Law and the Regulatory State is a little essay, my contribution to American Exceptionalism in a new Era, a volume of such essays by Hoover Fellows. It takes up where Rule of Law in the Regulatory State left off.

A few snippets:
To be a conservative—or, as in my case, an empirical, Pax-Americana, rule-of-law, constitutionalist, conservative libertarian—is pretty much by definition to believe that America is “exceptional”—and that it is perpetually in danger of losing that precious characteristic.  
So why is America exceptional, in the good sense? Here, I think, economics provides a crucial answer. The ideas that American exceptionalism propounds have led to the most dramatic improvement in widely shared well-being in human history.... Without this economic success, I doubt that anyone would call America exceptional. 
Despite the promises of monarchs, autocrats, dictators, commissars, central planners, socialists, industrial policy makers, progressive nudgers, and assorted dirigistes, it is liberty and rule of law that has led to this enormous progress. 

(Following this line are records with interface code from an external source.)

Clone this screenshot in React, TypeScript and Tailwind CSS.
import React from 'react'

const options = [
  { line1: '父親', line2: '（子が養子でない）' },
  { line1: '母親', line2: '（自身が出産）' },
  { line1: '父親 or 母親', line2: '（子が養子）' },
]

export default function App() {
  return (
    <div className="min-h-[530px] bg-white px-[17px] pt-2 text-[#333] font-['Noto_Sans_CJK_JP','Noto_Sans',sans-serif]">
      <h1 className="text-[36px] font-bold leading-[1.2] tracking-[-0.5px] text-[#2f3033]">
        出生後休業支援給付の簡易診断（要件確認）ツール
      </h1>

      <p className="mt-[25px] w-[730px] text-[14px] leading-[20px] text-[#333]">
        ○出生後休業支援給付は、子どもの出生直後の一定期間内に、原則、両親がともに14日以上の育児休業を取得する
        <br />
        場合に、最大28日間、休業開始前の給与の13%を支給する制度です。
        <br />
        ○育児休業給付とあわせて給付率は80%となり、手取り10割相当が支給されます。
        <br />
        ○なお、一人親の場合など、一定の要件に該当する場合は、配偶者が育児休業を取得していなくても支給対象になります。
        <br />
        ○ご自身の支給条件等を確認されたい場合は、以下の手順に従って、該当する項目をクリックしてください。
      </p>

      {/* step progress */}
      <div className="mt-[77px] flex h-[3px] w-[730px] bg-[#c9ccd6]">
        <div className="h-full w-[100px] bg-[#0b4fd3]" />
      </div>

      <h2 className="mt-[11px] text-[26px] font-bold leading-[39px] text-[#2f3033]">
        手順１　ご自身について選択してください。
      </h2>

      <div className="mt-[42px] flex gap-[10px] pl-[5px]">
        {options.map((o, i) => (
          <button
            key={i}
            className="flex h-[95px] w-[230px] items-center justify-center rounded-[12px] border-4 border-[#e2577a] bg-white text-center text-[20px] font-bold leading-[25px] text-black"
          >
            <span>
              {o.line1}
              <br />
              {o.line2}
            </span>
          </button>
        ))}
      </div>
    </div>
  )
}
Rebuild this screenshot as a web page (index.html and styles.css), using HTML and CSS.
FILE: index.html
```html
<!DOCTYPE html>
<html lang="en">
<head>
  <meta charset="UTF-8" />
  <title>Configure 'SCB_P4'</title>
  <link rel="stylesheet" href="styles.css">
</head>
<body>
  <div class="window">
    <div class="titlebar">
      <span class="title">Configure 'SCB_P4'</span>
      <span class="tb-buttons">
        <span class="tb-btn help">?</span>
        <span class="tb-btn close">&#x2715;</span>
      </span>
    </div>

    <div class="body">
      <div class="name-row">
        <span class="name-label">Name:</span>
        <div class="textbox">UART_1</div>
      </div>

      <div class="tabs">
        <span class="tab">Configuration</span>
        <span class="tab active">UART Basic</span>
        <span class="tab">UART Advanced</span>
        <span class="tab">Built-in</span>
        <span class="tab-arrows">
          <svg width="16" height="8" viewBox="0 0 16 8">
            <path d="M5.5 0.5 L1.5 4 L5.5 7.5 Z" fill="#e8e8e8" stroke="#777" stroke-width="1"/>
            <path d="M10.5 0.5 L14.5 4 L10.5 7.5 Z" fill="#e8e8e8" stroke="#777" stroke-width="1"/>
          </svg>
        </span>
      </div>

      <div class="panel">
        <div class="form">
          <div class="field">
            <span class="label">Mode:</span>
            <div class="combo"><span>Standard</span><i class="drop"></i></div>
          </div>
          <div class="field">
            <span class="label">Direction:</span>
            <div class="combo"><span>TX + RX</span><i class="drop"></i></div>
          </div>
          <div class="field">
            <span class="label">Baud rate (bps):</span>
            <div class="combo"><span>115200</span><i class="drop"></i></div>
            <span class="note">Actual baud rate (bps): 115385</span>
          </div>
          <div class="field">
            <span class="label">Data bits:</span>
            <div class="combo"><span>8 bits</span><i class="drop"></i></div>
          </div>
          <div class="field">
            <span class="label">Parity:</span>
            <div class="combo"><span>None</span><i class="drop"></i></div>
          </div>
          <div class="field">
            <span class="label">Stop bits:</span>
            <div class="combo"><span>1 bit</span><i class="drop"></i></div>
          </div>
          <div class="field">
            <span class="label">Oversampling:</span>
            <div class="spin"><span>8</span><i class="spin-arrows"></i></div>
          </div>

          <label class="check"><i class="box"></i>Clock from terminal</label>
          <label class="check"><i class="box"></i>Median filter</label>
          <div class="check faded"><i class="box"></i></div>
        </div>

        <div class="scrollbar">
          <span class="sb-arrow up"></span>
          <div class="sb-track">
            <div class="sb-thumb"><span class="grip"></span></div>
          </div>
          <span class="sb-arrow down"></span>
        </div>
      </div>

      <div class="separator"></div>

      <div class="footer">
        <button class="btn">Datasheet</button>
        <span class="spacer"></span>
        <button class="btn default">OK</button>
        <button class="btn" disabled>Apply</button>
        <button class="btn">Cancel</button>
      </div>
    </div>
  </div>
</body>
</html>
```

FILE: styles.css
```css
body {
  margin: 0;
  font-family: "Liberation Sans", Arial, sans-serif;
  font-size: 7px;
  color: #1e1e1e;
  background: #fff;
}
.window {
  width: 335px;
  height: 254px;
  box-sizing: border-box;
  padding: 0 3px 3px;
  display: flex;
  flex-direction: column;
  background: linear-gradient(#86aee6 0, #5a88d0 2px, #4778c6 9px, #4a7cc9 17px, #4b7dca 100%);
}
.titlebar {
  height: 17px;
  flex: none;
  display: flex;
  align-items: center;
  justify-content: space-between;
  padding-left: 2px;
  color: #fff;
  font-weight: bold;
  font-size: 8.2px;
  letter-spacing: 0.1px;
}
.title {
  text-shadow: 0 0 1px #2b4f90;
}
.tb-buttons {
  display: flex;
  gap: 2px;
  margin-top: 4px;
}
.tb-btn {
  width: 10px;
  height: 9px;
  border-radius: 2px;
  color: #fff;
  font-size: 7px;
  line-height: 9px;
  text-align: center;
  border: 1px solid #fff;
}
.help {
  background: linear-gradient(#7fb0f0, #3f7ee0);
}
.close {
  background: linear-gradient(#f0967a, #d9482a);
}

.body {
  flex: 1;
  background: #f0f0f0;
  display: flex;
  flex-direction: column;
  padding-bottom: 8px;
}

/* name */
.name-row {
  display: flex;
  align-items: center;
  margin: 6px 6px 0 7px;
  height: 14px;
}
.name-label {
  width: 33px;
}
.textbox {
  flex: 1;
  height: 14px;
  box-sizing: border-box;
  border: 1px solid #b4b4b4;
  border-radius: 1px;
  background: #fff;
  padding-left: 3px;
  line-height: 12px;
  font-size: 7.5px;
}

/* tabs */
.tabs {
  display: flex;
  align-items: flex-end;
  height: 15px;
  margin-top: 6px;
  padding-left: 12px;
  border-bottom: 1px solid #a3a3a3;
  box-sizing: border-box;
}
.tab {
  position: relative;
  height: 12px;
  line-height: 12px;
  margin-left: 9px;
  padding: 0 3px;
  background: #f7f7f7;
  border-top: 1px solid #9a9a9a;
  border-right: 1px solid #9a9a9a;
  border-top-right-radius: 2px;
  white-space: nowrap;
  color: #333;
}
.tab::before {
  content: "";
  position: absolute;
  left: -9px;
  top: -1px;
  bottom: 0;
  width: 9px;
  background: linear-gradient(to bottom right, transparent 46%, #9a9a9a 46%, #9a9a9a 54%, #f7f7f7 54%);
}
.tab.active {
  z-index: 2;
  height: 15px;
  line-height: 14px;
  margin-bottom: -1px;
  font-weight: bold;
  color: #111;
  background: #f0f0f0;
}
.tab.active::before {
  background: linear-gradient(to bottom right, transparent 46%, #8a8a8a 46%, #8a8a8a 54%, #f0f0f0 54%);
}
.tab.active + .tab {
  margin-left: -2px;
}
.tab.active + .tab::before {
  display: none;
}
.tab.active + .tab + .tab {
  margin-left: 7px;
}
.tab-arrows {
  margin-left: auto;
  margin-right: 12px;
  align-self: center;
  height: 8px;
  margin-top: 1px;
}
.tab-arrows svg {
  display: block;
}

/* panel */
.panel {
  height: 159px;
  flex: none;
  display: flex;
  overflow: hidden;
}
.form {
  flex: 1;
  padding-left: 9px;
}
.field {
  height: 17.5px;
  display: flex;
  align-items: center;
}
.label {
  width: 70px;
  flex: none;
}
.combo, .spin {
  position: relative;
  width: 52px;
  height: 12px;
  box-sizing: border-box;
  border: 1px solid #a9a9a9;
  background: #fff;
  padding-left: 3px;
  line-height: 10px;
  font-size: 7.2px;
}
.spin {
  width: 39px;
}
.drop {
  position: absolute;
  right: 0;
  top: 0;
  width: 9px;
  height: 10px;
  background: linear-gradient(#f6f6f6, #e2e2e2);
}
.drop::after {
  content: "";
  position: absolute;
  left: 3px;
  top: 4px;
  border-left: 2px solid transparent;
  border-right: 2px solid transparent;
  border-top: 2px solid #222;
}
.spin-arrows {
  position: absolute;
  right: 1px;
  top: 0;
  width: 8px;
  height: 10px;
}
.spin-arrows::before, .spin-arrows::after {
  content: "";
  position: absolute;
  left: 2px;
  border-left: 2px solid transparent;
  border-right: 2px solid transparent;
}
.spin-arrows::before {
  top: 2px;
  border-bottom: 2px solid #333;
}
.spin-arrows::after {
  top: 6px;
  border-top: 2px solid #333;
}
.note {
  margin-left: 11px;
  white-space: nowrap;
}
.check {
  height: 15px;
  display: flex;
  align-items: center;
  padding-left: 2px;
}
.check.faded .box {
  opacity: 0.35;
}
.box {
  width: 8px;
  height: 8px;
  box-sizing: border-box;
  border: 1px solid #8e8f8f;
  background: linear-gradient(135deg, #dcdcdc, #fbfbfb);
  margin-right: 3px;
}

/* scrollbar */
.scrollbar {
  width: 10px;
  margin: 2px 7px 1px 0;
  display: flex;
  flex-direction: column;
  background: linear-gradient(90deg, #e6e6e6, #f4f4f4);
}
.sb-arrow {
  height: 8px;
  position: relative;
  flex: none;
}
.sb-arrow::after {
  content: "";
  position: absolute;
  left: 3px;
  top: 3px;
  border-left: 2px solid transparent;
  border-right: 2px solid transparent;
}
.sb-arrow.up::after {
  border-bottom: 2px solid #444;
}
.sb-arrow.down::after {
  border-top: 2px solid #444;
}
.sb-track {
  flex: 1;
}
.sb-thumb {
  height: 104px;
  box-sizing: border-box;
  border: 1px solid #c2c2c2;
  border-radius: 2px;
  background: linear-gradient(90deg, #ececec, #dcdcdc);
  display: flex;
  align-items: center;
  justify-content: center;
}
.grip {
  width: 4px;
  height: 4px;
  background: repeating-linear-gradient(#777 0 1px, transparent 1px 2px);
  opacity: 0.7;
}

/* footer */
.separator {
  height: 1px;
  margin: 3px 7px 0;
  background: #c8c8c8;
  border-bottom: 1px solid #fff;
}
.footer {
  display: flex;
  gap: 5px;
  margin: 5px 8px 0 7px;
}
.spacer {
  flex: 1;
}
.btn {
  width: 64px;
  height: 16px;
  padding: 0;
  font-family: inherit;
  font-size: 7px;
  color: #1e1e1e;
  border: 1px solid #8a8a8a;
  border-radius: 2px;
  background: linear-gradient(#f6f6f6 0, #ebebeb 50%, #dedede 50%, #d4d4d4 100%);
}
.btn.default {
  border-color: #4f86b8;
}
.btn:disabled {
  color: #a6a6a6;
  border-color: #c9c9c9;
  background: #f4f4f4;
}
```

I locate the core source of America’s exceptional nature in our legal system—the nexus of constitutional government, artfully created with checks and balances, and of the rule of law that guides our affairs. And this is also where I locate the greatest danger at the moment. 

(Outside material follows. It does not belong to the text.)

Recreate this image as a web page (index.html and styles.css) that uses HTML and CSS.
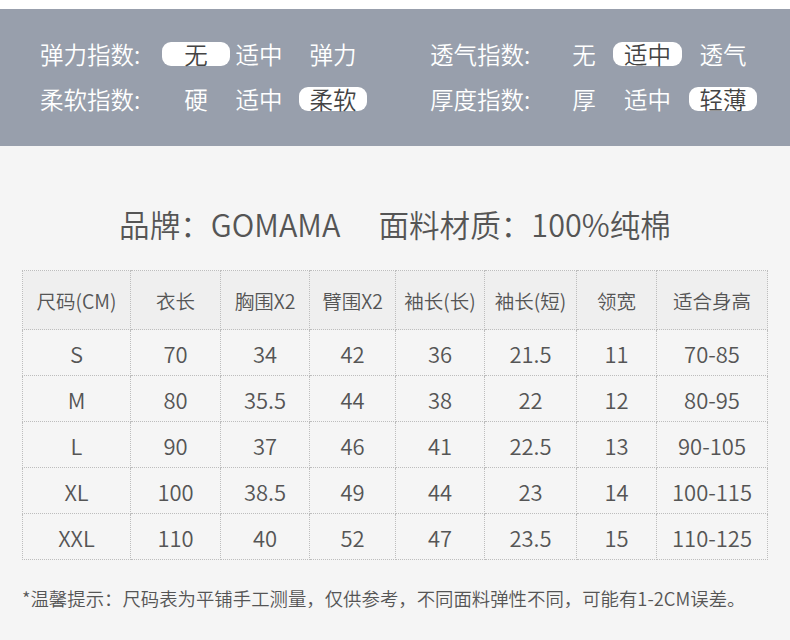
FILE: index.html
```html
<!DOCTYPE html>
<html lang="zh">
<head>
<meta charset="utf-8">
<link rel="stylesheet" href="styles.css">
</head>
<body>
<div class="topstrip"></div>
<section class="band">
  <div class="block left">
    <span class="lab">弹力指数:</span><span class="opt pill">无</span><span class="opt">适中</span><span class="opt">弹力</span>
    <span class="lab">柔软指数:</span><span class="opt">硬</span><span class="opt">适中</span><span class="opt pill">柔软</span>
  </div>
  <div class="block right">
    <span class="lab">透气指数:</span><span class="opt">无</span><span class="opt pill">适中</span><span class="opt">透气</span>
    <span class="lab">厚度指数:</span><span class="opt">厚</span><span class="opt">适中</span><span class="opt pill">轻薄</span>
  </div>
</section>
<h1 class="title"><span>品牌：GOMAMA</span><span class="sp">面料材质：100%纯棉</span></h1>
<table class="size">
  <colgroup>
    <col class="c1"><col class="c2"><col class="c3"><col class="c4"><col class="c5"><col class="c6"><col class="c7"><col class="c8">
  </colgroup>
  <thead>
    <tr><th>尺码(CM)</th><th>衣长</th><th>胸围X2</th><th>臂围X2</th><th>袖长(长)</th><th>袖长(短)</th><th>领宽</th><th>适合身高</th></tr>
  </thead>
  <tbody>
    <tr><td>S</td><td>70</td><td>34</td><td>42</td><td>36</td><td>21.5</td><td>11</td><td>70-85</td></tr>
    <tr><td>M</td><td>80</td><td>35.5</td><td>44</td><td>38</td><td>22</td><td>12</td><td>80-95</td></tr>
    <tr><td>L</td><td>90</td><td>37</td><td>46</td><td>41</td><td>22.5</td><td>13</td><td>90-105</td></tr>
    <tr><td>XL</td><td>100</td><td>38.5</td><td>49</td><td>44</td><td>23</td><td>14</td><td>100-115</td></tr>
    <tr><td>XXL</td><td>110</td><td>40</td><td>52</td><td>47</td><td>23.5</td><td>15</td><td>110-125</td></tr>
  </tbody>
</table>
<p class="note">*温馨提示：尺码表为平铺手工测量，仅供参考，不同面料弹性不同，可能有1-2CM误差。</p>
</body>
</html>
```
FILE: styles.css
```css
html, body {
  margin: 0;
  padding: 0;
}
body {
  width: 790px;
  height: 640px;
  overflow: hidden;
  background: #f5f5f5;
  font-family: "Noto Sans CJK SC", "Noto Sans", sans-serif;
  font-weight: 350;
  color: #555;
}
.topstrip {
  height: 9px;
  background: #ffffff;
}
.band {
  height: 137px;
  background: #989fac;
  display: flex;
  box-sizing: border-box;
  padding-top: 33px;
}
.block {
  display: grid;
  row-gap: 21px;
  grid-auto-rows: 24px;
  align-items: center;
  color: #fff;
  font-size: 23.5px;
}
.left {
  margin-left: 40px;
  grid-template-columns: 122px 68px 58px 79px;
}
.right {
  margin-left: 63px;
  grid-template-columns: 132px 44px 76px 75px;
}
.lab {
  line-height: 24px;
  white-space: nowrap;
}
.opt {
  line-height: 24px;
  text-align: center;
  white-space: nowrap;
}
.left .opt:nth-child(4n) { justify-self: end; width: 68px; }
.right .opt:nth-child(4n+3) { justify-self: end; width: 69px; }
.right .opt:nth-child(4n) { justify-self: end; width: 68px; }
.right .opt:nth-child(7) { justify-self: center; width: 48px; margin-left: 7px; }
.pill {
  background: #fff;
  color: #444;
  border-radius: 9px;
  height: 24px;
}
.title {
  margin: 60px 0 0;
  text-align: center;
  font-weight: 350;
  font-size: 30.6px;
  line-height: 36px;
  color: #555;
}
.title .sp {
  margin-left: 38px;
}
.size {
  margin: 28px 0 0 22px;
  width: 745px;
  border-collapse: collapse;
  table-layout: fixed;
  color: #555;
}
.c1 { width: 108px; }
.c2 { width: 90px; }
.c3 { width: 89px; }
.c4 { width: 86px; }
.c5 { width: 89px; }
.c6 { width: 92px; }
.c7 { width: 80px; }
.c8 { width: 111px; }
.size th, .size td {
  border: 1px dotted #bdbdbd;
  text-align: center;
  padding: 0;
  white-space: nowrap;
}
.size th {
  height: 58px;
  background: #efefef;
  font-weight: 350;
  font-size: 19.5px;
}
.size td {
  height: 45px;
  font-size: 22px;
}
.note {
  margin: 25px 0 0 22px;
  font-size: 18.4px;
  color: #555;
}
```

The erosion of rule of law is all around us. I see it most clearly in the explosion of the administrative, regulatory state.
This is the main theme:
the rules are so vague and complex that nobody knows what they really mean..  the “rules” really just mean discretion for the regulators to do what they want—often to coerce the behavior they want out of companies by the threat of an arbitrary adverse decision.
The basic rights that citizens are supposed to have in the face of the law are also vanishing in the regulatory state.

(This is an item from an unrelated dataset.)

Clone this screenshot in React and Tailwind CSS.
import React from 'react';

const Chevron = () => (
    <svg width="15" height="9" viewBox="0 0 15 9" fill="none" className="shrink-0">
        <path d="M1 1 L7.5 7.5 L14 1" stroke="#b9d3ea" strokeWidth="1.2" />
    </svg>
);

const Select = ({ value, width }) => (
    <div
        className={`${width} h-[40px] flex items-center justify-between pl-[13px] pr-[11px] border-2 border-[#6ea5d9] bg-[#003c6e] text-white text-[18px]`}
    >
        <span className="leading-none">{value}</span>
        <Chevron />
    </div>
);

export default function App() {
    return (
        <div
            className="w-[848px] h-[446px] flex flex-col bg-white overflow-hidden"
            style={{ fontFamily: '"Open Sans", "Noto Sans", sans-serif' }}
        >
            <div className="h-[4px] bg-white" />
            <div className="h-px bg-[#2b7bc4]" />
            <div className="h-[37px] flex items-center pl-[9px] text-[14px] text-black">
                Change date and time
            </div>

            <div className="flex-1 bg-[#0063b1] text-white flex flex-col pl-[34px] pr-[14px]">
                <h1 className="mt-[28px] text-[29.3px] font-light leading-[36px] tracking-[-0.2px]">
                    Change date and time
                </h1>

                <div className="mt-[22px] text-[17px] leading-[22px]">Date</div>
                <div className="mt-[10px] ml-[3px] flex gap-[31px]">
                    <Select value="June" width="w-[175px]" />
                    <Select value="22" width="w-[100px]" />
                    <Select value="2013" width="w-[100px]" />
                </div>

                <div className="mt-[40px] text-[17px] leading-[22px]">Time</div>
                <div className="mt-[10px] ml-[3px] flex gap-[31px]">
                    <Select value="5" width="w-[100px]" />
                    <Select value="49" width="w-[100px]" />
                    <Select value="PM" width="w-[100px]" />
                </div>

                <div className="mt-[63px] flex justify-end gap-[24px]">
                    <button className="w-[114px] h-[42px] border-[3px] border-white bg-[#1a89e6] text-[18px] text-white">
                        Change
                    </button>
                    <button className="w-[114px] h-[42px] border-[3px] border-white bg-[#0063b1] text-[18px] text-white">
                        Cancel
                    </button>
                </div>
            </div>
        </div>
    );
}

Retroactive decisions are common,..
I fear even more the political impact. ... The drive toward criminalizing regulatory witch hunts and going after the executives means one thing: those executives had better make sure their organizations stay in line.
The key attribute that makes America exceptional—and prosperous—is that candidates and their supporters can afford to lose elections. Grumble, sit back, regroup, and try again next time. They won’t lose their jobs or their businesses. They won’t suddenly encounter trouble getting permits and approvals. They won’t have alphabet soup agencies at their doors with investigations and fines... We are losing that attribute.
In many countries, people can’t afford to lose elections. Those in power do not give it up easily. Those out of power are reduced to violence. American exceptionalism does not mean that all the bad things that happen elsewhere in the world cannot happen here.
Always be optimistic though:
The third article in exceptionalist faith, however, is optimism: that despite the ever-gathering clouds, America will once again face the challenge and reform. There is a reason that lovers of liberty tend to be Chicago Cubs fans.
The other essays are great. Niall Ferguson basically thinks exceptionalism is over.